▶ [Exercise prompt]: Omit the images. Copy each entry word for word.

▶ [Records]:
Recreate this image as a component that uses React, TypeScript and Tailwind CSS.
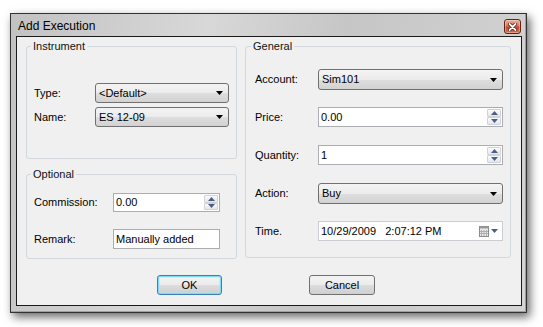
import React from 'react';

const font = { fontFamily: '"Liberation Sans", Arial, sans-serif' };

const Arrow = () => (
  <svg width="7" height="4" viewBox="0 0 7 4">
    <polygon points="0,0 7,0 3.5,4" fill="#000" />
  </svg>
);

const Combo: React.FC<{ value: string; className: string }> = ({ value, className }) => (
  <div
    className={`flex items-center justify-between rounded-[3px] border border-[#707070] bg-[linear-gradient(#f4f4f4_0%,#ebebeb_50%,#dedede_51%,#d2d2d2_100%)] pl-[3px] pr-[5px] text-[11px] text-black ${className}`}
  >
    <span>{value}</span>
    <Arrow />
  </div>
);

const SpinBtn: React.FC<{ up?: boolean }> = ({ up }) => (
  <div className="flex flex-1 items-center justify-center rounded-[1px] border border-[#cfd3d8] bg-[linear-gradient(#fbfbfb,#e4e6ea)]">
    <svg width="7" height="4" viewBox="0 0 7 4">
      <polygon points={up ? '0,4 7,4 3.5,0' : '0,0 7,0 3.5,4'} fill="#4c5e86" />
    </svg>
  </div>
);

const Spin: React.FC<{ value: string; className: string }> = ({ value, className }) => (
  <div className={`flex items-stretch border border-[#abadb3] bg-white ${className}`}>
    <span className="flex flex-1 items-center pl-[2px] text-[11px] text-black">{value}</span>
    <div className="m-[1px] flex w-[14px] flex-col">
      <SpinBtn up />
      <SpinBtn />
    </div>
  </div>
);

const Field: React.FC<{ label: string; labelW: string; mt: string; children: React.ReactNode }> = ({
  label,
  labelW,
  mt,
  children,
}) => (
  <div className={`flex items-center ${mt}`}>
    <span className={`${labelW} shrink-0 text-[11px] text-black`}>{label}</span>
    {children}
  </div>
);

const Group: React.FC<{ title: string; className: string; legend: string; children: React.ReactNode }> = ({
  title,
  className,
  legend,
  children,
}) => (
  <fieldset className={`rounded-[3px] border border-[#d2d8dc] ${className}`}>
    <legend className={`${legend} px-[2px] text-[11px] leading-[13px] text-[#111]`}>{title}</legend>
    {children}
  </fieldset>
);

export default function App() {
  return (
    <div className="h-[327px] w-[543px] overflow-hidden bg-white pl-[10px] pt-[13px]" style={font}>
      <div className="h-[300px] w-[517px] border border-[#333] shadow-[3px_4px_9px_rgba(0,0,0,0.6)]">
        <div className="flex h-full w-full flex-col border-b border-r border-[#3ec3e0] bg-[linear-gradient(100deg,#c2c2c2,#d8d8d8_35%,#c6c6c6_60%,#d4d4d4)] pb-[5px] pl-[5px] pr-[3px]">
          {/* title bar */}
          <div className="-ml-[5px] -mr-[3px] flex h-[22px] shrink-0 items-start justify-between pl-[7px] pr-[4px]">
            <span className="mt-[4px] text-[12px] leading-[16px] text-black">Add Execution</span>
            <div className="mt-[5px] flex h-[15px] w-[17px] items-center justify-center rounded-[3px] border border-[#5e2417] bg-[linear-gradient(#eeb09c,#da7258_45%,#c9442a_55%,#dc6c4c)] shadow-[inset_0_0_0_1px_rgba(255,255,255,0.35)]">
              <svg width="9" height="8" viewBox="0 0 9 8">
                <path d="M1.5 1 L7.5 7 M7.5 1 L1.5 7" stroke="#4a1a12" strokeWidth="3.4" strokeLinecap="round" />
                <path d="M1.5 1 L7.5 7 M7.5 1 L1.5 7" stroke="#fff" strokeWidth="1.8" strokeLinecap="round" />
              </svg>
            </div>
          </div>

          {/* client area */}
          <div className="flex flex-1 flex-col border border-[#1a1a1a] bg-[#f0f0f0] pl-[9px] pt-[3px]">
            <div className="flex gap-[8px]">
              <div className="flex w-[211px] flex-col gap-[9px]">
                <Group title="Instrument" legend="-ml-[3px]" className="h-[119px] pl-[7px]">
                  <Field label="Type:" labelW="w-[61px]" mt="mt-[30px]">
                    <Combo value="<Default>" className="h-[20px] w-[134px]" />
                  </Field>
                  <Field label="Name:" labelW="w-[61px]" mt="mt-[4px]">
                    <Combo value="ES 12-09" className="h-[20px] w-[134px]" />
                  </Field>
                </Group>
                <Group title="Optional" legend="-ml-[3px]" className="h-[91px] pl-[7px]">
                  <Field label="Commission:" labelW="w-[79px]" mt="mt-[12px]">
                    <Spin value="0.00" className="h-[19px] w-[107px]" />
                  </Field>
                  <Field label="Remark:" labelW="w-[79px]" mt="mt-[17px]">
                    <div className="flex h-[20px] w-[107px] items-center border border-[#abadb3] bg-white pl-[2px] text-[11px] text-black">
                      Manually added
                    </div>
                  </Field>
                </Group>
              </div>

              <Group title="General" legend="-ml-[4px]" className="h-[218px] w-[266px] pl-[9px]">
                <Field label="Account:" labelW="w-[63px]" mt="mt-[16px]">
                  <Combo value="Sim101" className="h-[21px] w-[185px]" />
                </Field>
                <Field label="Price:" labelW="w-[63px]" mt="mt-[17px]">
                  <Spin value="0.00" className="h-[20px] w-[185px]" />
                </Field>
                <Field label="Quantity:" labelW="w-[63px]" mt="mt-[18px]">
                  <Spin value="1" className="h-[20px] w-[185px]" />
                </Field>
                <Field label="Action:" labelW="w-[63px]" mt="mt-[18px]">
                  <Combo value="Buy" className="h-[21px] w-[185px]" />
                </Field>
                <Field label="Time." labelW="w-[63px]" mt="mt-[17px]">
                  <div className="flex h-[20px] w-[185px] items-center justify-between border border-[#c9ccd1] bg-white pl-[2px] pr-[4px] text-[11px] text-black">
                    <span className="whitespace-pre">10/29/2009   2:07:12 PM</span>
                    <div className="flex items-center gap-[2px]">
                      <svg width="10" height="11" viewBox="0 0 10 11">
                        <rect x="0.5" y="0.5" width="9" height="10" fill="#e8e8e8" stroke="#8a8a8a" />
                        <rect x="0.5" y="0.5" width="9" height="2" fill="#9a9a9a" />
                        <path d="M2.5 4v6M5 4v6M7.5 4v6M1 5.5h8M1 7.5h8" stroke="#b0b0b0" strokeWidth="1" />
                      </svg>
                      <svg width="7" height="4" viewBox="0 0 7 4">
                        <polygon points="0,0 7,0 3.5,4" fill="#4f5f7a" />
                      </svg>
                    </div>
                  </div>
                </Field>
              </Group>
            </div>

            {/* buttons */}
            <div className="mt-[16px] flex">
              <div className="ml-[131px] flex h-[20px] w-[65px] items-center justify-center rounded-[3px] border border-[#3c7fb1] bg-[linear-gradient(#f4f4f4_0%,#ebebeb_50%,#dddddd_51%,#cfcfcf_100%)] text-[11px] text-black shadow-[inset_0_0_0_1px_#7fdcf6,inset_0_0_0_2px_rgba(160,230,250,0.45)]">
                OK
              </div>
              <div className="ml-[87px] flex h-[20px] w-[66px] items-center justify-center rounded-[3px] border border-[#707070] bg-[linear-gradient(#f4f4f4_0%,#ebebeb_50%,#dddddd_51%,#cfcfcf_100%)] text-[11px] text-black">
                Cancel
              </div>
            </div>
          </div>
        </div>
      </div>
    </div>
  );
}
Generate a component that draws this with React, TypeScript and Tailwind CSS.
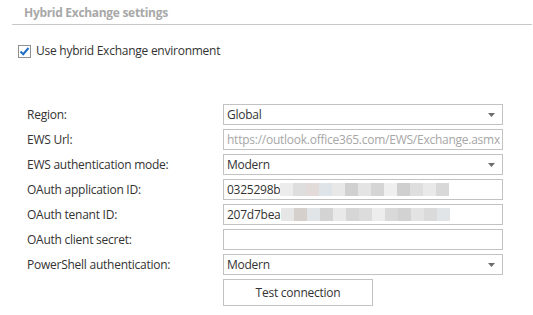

▶ [Answer for the task]:
Recreate this image as a component that uses React, TypeScript and Tailwind CSS.
import React from 'react';

const font = { fontFamily: '"Liberation Sans", Arial, sans-serif' };

const Arrow = () => (
  <svg width="7" height="4" viewBox="0 0 7 4">
    <polygon points="0,0 7,0 3.5,4" fill="#000" />
  </svg>
);

const Combo: React.FC<{ value: string; className: string }> = ({ value, className }) => (
  <div
    className={`flex items-center justify-between rounded-[3px] border border-[#707070] bg-[linear-gradient(#f4f4f4_0%,#ebebeb_50%,#dedede_51%,#d2d2d2_100%)] pl-[3px] pr-[5px] text-[11px] text-black ${className}`}
  >
    <span>{value}</span>
    <Arrow />
  </div>
);

const SpinBtn: React.FC<{ up?: boolean }> = ({ up }) => (
  <div className="flex flex-1 items-center justify-center rounded-[1px] border border-[#cfd3d8] bg-[linear-gradient(#fbfbfb,#e4e6ea)]">
    <svg width="7" height="4" viewBox="0 0 7 4">
      <polygon points={up ? '0,4 7,4 3.5,0' : '0,0 7,0 3.5,4'} fill="#4c5e86" />
    </svg>
  </div>
);

const Spin: React.FC<{ value: string; className: string }> = ({ value, className }) => (
  <div className={`flex items-stretch border border-[#abadb3] bg-white ${className}`}>
    <span className="flex flex-1 items-center pl-[2px] text-[11px] text-black">{value}</span>
    <div className="m-[1px] flex w-[14px] flex-col">
      <SpinBtn up />
      <SpinBtn />
    </div>
  </div>
);

const Field: React.FC<{ label: string; labelW: string; mt: string; children: React.ReactNode }> = ({
  label,
  labelW,
  mt,
  children,
}) => (
  <div className={`flex items-center ${mt}`}>
    <span className={`${labelW} shrink-0 text-[11px] text-black`}>{label}</span>
    {children}
  </div>
);

const Group: React.FC<{ title: string; className: string; legend: string; children: React.ReactNode }> = ({
  title,
  className,
  legend,
  children,
}) => (
  <fieldset className={`rounded-[3px] border border-[#d2d8dc] ${className}`}>
    <legend className={`${legend} px-[2px] text-[11px] leading-[13px] text-[#111]`}>{title}</legend>
    {children}
  </fieldset>
);

export default function App() {
  return (
    <div className="h-[327px] w-[543px] overflow-hidden bg-white pl-[10px] pt-[13px]" style={font}>
      <div className="h-[300px] w-[517px] border border-[#333] shadow-[3px_4px_9px_rgba(0,0,0,0.6)]">
        <div className="flex h-full w-full flex-col border-b border-r border-[#3ec3e0] bg-[linear-gradient(100deg,#c2c2c2,#d8d8d8_35%,#c6c6c6_60%,#d4d4d4)] pb-[5px] pl-[5px] pr-[3px]">
          {/* title bar */}
          <div className="-ml-[5px] -mr-[3px] flex h-[22px] shrink-0 items-start justify-between pl-[7px] pr-[4px]">
            <span className="mt-[4px] text-[12px] leading-[16px] text-black">Add Execution</span>
            <div className="mt-[5px] flex h-[15px] w-[17px] items-center justify-center rounded-[3px] border border-[#5e2417] bg-[linear-gradient(#eeb09c,#da7258_45%,#c9442a_55%,#dc6c4c)] shadow-[inset_0_0_0_1px_rgba(255,255,255,0.35)]">
              <svg width="9" height="8" viewBox="0 0 9 8">
                <path d="M1.5 1 L7.5 7 M7.5 1 L1.5 7" stroke="#4a1a12" strokeWidth="3.4" strokeLinecap="round" />
                <path d="M1.5 1 L7.5 7 M7.5 1 L1.5 7" stroke="#fff" strokeWidth="1.8" strokeLinecap="round" />
              </svg>
            </div>
          </div>

          {/* client area */}
          <div className="flex flex-1 flex-col border border-[#1a1a1a] bg-[#f0f0f0] pl-[9px] pt-[3px]">
            <div className="flex gap-[8px]">
              <div className="flex w-[211px] flex-col gap-[9px]">
                <Group title="Instrument" legend="-ml-[3px]" className="h-[119px] pl-[7px]">
                  <Field label="Type:" labelW="w-[61px]" mt="mt-[30px]">
                    <Combo value="<Default>" className="h-[20px] w-[134px]" />
                  </Field>
                  <Field label="Name:" labelW="w-[61px]" mt="mt-[4px]">
                    <Combo value="ES 12-09" className="h-[20px] w-[134px]" />
                  </Field>
                </Group>
                <Group title="Optional" legend="-ml-[3px]" className="h-[91px] pl-[7px]">
                  <Field label="Commission:" labelW="w-[79px]" mt="mt-[12px]">
                    <Spin value="0.00" className="h-[19px] w-[107px]" />
                  </Field>
                  <Field label="Remark:" labelW="w-[79px]" mt="mt-[17px]">
                    <div className="flex h-[20px] w-[107px] items-center border border-[#abadb3] bg-white pl-[2px] text-[11px] text-black">
                      Manually added
                    </div>
                  </Field>
                </Group>
              </div>

              <Group title="General" legend="-ml-[4px]" className="h-[218px] w-[266px] pl-[9px]">
                <Field label="Account:" labelW="w-[63px]" mt="mt-[16px]">
                  <Combo value="Sim101" className="h-[21px] w-[185px]" />
                </Field>
                <Field label="Price:" labelW="w-[63px]" mt="mt-[17px]">
                  <Spin value="0.00" className="h-[20px] w-[185px]" />
                </Field>
                <Field label="Quantity:" labelW="w-[63px]" mt="mt-[18px]">
                  <Spin value="1" className="h-[20px] w-[185px]" />
                </Field>
                <Field label="Action:" labelW="w-[63px]" mt="mt-[18px]">
                  <Combo value="Buy" className="h-[21px] w-[185px]" />
                </Field>
                <Field label="Time." labelW="w-[63px]" mt="mt-[17px]">
                  <div className="flex h-[20px] w-[185px] items-center justify-between border border-[#c9ccd1] bg-white pl-[2px] pr-[4px] text-[11px] text-black">
                    <span className="whitespace-pre">10/29/2009   2:07:12 PM</span>
                    <div className="flex items-center gap-[2px]">
                      <svg width="10" height="11" viewBox="0 0 10 11">
                        <rect x="0.5" y="0.5" width="9" height="10" fill="#e8e8e8" stroke="#8a8a8a" />
                        <rect x="0.5" y="0.5" width="9" height="2" fill="#9a9a9a" />
                        <path d="M2.5 4v6M5 4v6M7.5 4v6M1 5.5h8M1 7.5h8" stroke="#b0b0b0" strokeWidth="1" />
                      </svg>
                      <svg width="7" height="4" viewBox="0 0 7 4">
                        <polygon points="0,0 7,0 3.5,4" fill="#4f5f7a" />
                      </svg>
                    </div>
                  </div>
                </Field>
              </Group>
            </div>

            {/* buttons */}
            <div className="mt-[16px] flex">
              <div className="ml-[131px] flex h-[20px] w-[65px] items-center justify-center rounded-[3px] border border-[#3c7fb1] bg-[linear-gradient(#f4f4f4_0%,#ebebeb_50%,#dddddd_51%,#cfcfcf_100%)] text-[11px] text-black shadow-[inset_0_0_0_1px_#7fdcf6,inset_0_0_0_2px_rgba(160,230,250,0.45)]">
                OK
              </div>
              <div className="ml-[87px] flex h-[20px] w-[66px] items-center justify-center rounded-[3px] border border-[#707070] bg-[linear-gradient(#f4f4f4_0%,#ebebeb_50%,#dddddd_51%,#cfcfcf_100%)] text-[11px] text-black">
                Cancel
              </div>
            </div>
          </div>
        </div>
      </div>
    </div>
  );
}
Generate a component that draws this with React, TypeScript and Tailwind CSS.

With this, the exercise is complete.